All the data should come back exactly as it was given.
——
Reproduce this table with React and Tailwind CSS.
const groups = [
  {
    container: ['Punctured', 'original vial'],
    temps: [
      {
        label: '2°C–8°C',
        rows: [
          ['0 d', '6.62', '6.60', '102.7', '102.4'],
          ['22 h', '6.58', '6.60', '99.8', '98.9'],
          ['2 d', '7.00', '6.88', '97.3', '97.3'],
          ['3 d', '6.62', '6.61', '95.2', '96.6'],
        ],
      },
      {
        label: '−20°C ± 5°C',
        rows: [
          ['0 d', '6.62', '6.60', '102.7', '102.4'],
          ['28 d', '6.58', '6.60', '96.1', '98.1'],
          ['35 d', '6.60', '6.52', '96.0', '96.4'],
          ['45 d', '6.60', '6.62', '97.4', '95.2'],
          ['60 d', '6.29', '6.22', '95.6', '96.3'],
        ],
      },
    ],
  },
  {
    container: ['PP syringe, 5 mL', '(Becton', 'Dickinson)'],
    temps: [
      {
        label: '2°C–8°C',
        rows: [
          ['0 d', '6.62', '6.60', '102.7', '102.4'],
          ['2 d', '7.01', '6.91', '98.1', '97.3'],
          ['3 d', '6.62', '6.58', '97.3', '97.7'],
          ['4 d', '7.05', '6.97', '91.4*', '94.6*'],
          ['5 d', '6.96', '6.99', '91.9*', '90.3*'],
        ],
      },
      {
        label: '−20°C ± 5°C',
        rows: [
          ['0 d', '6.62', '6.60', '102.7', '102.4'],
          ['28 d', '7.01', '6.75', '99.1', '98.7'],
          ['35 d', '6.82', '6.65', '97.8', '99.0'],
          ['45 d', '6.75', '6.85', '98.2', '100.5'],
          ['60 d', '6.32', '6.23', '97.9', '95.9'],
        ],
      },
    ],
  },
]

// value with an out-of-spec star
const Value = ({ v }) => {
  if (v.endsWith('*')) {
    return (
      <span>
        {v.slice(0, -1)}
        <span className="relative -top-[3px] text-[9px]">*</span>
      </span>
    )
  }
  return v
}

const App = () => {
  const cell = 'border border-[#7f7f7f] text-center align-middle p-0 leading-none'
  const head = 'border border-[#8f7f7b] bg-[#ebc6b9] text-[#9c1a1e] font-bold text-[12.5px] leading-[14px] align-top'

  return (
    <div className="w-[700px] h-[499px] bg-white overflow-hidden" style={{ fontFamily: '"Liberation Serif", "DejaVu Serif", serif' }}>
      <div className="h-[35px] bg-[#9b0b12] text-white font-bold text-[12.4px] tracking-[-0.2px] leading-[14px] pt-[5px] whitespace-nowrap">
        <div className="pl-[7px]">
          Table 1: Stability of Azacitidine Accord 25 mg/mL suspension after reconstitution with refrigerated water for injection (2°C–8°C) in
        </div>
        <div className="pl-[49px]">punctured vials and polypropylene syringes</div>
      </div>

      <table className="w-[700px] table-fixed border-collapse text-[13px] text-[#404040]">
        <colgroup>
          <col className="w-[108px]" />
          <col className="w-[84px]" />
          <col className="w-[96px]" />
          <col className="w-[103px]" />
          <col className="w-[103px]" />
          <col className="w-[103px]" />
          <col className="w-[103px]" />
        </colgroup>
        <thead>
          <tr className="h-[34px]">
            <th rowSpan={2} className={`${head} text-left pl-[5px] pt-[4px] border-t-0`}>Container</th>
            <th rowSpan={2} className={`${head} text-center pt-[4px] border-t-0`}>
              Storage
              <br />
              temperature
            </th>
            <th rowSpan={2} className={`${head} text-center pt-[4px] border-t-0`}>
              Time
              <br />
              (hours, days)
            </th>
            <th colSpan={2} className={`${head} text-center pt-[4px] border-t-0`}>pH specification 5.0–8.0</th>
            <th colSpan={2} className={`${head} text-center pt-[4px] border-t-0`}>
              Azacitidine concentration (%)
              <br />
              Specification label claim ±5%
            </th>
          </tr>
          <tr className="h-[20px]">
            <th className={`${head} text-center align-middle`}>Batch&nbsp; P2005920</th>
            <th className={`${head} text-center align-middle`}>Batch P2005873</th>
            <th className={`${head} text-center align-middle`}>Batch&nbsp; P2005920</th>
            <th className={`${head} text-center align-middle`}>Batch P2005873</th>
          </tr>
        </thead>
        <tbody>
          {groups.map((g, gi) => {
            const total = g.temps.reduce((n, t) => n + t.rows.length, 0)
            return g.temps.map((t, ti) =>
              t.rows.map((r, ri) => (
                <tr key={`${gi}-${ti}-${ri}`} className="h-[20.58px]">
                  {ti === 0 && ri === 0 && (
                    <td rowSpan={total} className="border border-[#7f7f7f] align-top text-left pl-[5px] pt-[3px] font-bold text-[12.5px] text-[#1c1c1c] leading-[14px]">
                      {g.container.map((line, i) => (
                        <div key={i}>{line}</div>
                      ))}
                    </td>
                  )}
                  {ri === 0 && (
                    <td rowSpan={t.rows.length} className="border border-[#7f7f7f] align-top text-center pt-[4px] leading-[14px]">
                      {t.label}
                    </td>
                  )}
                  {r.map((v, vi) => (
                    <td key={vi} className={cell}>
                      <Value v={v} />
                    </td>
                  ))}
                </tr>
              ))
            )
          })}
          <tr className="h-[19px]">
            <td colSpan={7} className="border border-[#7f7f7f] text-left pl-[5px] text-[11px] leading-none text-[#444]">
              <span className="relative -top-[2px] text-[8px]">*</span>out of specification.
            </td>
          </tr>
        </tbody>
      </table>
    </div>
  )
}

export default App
——
-- WRITTEN SOLUTION --
Reproduce this table with React and Tailwind CSS.
const groups = [
  {
    container: ['Punctured', 'original vial'],
    temps: [
      {
        label: '2°C–8°C',
        rows: [
          ['0 d', '6.62', '6.60', '102.7', '102.4'],
          ['22 h', '6.58', '6.60', '99.8', '98.9'],
          ['2 d', '7.00', '6.88', '97.3', '97.3'],
          ['3 d', '6.62', '6.61', '95.2', '96.6'],
        ],
      },
      {
        label: '−20°C ± 5°C',
        rows: [
          ['0 d', '6.62', '6.60', '102.7', '102.4'],
          ['28 d', '6.58', '6.60', '96.1', '98.1'],
          ['35 d', '6.60', '6.52', '96.0', '96.4'],
          ['45 d', '6.60', '6.62', '97.4', '95.2'],
          ['60 d', '6.29', '6.22', '95.6', '96.3'],
        ],
      },
    ],
  },
  {
    container: ['PP syringe, 5 mL', '(Becton', 'Dickinson)'],
    temps: [
      {
        label: '2°C–8°C',
        rows: [
          ['0 d', '6.62', '6.60', '102.7', '102.4'],
          ['2 d', '7.01', '6.91', '98.1', '97.3'],
          ['3 d', '6.62', '6.58', '97.3', '97.7'],
          ['4 d', '7.05', '6.97', '91.4*', '94.6*'],
          ['5 d', '6.96', '6.99', '91.9*', '90.3*'],
        ],
      },
      {
        label: '−20°C ± 5°C',
        rows: [
          ['0 d', '6.62', '6.60', '102.7', '102.4'],
          ['28 d', '7.01', '6.75', '99.1', '98.7'],
          ['35 d', '6.82', '6.65', '97.8', '99.0'],
          ['45 d', '6.75', '6.85', '98.2', '100.5'],
          ['60 d', '6.32', '6.23', '97.9', '95.9'],
        ],
      },
    ],
  },
]

// value with an out-of-spec star
const Value = ({ v }) => {
  if (v.endsWith('*')) {
    return (
      <span>
        {v.slice(0, -1)}
        <span className="relative -top-[3px] text-[9px]">*</span>
      </span>
    )
  }
  return v
}

const App = () => {
  const cell = 'border border-[#7f7f7f] text-center align-middle p-0 leading-none'
  const head = 'border border-[#8f7f7b] bg-[#ebc6b9] text-[#9c1a1e] font-bold text-[12.5px] leading-[14px] align-top'

  return (
    <div className="w-[700px] h-[499px] bg-white overflow-hidden" style={{ fontFamily: '"Liberation Serif", "DejaVu Serif", serif' }}>
      <div className="h-[35px] bg-[#9b0b12] text-white font-bold text-[12.4px] tracking-[-0.2px] leading-[14px] pt-[5px] whitespace-nowrap">
        <div className="pl-[7px]">
          Table 1: Stability of Azacitidine Accord 25 mg/mL suspension after reconstitution with refrigerated water for injection (2°C–8°C) in
        </div>
        <div className="pl-[49px]">punctured vials and polypropylene syringes</div>
      </div>

      <table className="w-[700px] table-fixed border-collapse text-[13px] text-[#404040]">
        <colgroup>
          <col className="w-[108px]" />
          <col className="w-[84px]" />
          <col className="w-[96px]" />
          <col className="w-[103px]" />
          <col className="w-[103px]" />
          <col className="w-[103px]" />
          <col className="w-[103px]" />
        </colgroup>
        <thead>
          <tr className="h-[34px]">
            <th rowSpan={2} className={`${head} text-left pl-[5px] pt-[4px] border-t-0`}>Container</th>
            <th rowSpan={2} className={`${head} text-center pt-[4px] border-t-0`}>
              Storage
              <br />
              temperature
            </th>
            <th rowSpan={2} className={`${head} text-center pt-[4px] border-t-0`}>
              Time
              <br />
              (hours, days)
            </th>
            <th colSpan={2} className={`${head} text-center pt-[4px] border-t-0`}>pH specification 5.0–8.0</th>
            <th colSpan={2} className={`${head} text-center pt-[4px] border-t-0`}>
              Azacitidine concentration (%)
              <br />
              Specification label claim ±5%
            </th>
          </tr>
          <tr className="h-[20px]">
            <th className={`${head} text-center align-middle`}>Batch&nbsp; P2005920</th>
            <th className={`${head} text-center align-middle`}>Batch P2005873</th>
            <th className={`${head} text-center align-middle`}>Batch&nbsp; P2005920</th>
            <th className={`${head} text-center align-middle`}>Batch P2005873</th>
          </tr>
        </thead>
        <tbody>
          {groups.map((g, gi) => {
            const total = g.temps.reduce((n, t) => n + t.rows.length, 0)
            return g.temps.map((t, ti) =>
              t.rows.map((r, ri) => (
                <tr key={`${gi}-${ti}-${ri}`} className="h-[20.58px]">
                  {ti === 0 && ri === 0 && (
                    <td rowSpan={total} className="border border-[#7f7f7f] align-top text-left pl-[5px] pt-[3px] font-bold text-[12.5px] text-[#1c1c1c] leading-[14px]">
                      {g.container.map((line, i) => (
                        <div key={i}>{line}</div>
                      ))}
                    </td>
                  )}
                  {ri === 0 && (
                    <td rowSpan={t.rows.length} className="border border-[#7f7f7f] align-top text-center pt-[4px] leading-[14px]">
                      {t.label}
                    </td>
                  )}
                  {r.map((v, vi) => (
                    <td key={vi} className={cell}>
                      <Value v={v} />
                    </td>
                  ))}
                </tr>
              ))
            )
          })}
          <tr className="h-[19px]">
            <td colSpan={7} className="border border-[#7f7f7f] text-left pl-[5px] text-[11px] leading-none text-[#444]">
              <span className="relative -top-[2px] text-[8px]">*</span>out of specification.
            </td>
          </tr>
        </tbody>
      </table>
    </div>
  )
}

export default App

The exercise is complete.